Beth’s medium has long been paint. Her subjects have most always been her home place and her neighbors: Black-capped Chickadees, Titmice, a white pine on the dune standing sentinel over the lake. While there is always a painting in process, more than a year ago Beth began exploring cut-paper compositions. But that, too, goes back in family time.

“Paper dolls were key to our childhood. Mom and (her sisters) made paper dolls, they made their clothes,” said the 54-year-old Beth. “When I was little, the coolest thing ever was to look at those paper dolls. I grew up under the table at my family’s art fair booth, and what was I doing? I was under the table playing paper dolls.”

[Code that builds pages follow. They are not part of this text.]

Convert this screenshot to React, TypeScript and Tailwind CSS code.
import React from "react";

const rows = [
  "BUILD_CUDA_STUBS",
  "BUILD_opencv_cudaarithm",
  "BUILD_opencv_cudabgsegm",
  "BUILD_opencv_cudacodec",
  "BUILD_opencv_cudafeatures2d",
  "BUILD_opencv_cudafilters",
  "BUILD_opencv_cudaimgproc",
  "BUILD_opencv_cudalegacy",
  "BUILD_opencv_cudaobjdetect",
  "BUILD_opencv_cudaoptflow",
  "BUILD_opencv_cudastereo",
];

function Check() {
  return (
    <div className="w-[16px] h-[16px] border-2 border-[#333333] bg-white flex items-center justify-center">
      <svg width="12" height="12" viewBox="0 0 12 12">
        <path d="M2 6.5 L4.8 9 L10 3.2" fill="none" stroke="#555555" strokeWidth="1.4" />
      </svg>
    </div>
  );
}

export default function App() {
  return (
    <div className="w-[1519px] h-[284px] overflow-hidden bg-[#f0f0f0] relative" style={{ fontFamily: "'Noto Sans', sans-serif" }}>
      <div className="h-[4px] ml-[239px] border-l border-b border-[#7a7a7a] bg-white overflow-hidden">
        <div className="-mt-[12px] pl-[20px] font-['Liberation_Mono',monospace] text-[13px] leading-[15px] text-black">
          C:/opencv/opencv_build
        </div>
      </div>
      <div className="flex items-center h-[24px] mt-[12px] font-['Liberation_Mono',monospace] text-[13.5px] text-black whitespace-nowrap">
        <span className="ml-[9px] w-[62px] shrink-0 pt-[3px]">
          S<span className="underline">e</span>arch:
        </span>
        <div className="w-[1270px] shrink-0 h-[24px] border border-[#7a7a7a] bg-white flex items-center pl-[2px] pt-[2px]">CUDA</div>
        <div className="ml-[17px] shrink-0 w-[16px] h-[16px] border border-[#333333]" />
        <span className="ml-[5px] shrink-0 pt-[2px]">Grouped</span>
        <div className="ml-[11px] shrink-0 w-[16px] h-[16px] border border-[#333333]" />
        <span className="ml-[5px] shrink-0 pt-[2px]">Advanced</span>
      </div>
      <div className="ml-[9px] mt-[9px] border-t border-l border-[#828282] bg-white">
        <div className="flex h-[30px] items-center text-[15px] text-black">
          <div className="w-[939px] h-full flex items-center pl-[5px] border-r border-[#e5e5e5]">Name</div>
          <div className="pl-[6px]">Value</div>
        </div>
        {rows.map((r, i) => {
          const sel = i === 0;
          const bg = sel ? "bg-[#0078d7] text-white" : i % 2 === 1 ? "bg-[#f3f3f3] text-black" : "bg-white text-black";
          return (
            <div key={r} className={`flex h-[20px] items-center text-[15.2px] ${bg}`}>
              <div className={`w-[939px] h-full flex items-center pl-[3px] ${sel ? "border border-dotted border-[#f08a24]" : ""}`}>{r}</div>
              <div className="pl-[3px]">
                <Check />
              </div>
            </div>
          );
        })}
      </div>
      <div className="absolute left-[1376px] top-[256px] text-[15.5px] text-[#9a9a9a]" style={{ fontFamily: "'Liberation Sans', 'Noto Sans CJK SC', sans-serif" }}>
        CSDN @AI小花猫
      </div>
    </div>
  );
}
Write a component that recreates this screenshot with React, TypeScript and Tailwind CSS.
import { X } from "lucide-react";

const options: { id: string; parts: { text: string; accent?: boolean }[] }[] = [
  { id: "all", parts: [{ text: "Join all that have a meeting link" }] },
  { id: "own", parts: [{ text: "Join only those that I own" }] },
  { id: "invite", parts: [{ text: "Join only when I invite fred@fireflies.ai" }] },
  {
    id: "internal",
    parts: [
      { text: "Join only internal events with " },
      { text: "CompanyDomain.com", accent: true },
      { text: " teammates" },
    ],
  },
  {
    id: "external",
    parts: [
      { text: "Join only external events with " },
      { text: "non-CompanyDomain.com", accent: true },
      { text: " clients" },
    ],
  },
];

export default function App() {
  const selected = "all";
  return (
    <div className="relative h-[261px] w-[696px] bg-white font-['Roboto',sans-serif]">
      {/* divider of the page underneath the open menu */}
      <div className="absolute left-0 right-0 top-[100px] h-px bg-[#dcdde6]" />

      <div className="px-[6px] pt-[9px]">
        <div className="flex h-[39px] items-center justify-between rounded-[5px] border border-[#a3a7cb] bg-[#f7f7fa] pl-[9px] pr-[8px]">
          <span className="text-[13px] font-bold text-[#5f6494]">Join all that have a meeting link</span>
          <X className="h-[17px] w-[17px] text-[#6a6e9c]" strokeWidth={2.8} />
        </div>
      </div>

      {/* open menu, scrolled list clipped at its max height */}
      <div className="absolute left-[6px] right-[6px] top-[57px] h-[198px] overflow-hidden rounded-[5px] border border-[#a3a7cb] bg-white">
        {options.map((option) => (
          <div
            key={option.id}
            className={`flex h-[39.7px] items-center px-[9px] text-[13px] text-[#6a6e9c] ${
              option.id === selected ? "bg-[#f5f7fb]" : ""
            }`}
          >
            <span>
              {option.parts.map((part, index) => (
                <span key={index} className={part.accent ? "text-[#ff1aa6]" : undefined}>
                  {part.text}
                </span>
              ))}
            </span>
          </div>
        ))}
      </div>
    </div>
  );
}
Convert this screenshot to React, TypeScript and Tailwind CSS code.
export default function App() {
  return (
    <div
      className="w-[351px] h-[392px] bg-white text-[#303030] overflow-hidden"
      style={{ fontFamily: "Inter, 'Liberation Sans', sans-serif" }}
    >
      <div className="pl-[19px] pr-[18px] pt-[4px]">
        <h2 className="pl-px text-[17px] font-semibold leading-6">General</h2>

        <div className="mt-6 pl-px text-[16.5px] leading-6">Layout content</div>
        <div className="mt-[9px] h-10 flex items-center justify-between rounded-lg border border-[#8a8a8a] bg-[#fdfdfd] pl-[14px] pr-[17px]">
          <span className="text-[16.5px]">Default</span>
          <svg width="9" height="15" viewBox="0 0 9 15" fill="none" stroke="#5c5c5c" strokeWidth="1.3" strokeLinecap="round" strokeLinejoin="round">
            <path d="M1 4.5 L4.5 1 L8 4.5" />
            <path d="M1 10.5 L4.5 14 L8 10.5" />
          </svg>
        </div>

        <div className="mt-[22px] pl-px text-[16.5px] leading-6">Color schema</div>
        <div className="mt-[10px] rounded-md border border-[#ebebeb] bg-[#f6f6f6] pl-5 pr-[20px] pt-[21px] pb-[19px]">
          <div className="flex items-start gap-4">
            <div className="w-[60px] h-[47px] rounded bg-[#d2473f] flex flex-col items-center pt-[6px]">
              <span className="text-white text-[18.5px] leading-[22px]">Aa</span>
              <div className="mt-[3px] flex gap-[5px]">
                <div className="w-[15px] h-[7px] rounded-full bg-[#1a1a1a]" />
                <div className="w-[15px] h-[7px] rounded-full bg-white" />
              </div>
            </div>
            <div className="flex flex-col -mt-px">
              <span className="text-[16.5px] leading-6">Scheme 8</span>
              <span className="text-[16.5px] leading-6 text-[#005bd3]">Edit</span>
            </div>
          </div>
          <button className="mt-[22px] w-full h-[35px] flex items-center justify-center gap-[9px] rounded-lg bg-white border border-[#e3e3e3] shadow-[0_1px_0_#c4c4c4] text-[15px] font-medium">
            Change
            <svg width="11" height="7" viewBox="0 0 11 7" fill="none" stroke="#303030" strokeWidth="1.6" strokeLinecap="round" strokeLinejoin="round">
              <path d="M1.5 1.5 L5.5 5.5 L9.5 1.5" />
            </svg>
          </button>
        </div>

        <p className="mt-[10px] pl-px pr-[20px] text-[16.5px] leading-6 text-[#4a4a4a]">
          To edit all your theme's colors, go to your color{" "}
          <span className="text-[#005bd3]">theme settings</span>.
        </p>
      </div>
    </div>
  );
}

The subjects of Beth’s cutouts are drawn from her vicinity: familiar bird shapes intertwined with vegetation, groups of children climbing trees, or fishing, or jumping rope. She uses a sturdy, textured handmade paper on which she applies translucent, gradated layers of paint. The finished cutouts are mounted and framed. They’ll be exhibited in Aug. 5-11 at Center Gallery, adjacent to Forest Gallery.

Another of Beth’s creative gifts is her ability to engagingly talk about each artist represented at Forest Gallery. “People want to know the story, “ Beth said. “You tell someone the artist’s story and not only do they love the look of the thing, they fall in love with the thing and they want to want a part of it, and then they become a new part of the story. It goes on and on. It connects us.”

Each time Beth or Cherrie retell their mother’s story it connects Ananda — who may, or may not, have been a wood elf – with new listeners. And, regarding the wood elf question: One doesn’t usually advertise these things, so we’ll never know for sure. But Ananda’s deep elfin love of and bond with the Glen Lake woods became her daughters’ inheritance. These feelings sought a more physical expression, and it was seen in Ananda’s porcelain wildflowers, then in the subjects upon which Cherrie and Beth built their artmaking. It’s a good story. And sometimes in the telling, Cherrie’s and Beth’s ears get a little pointier.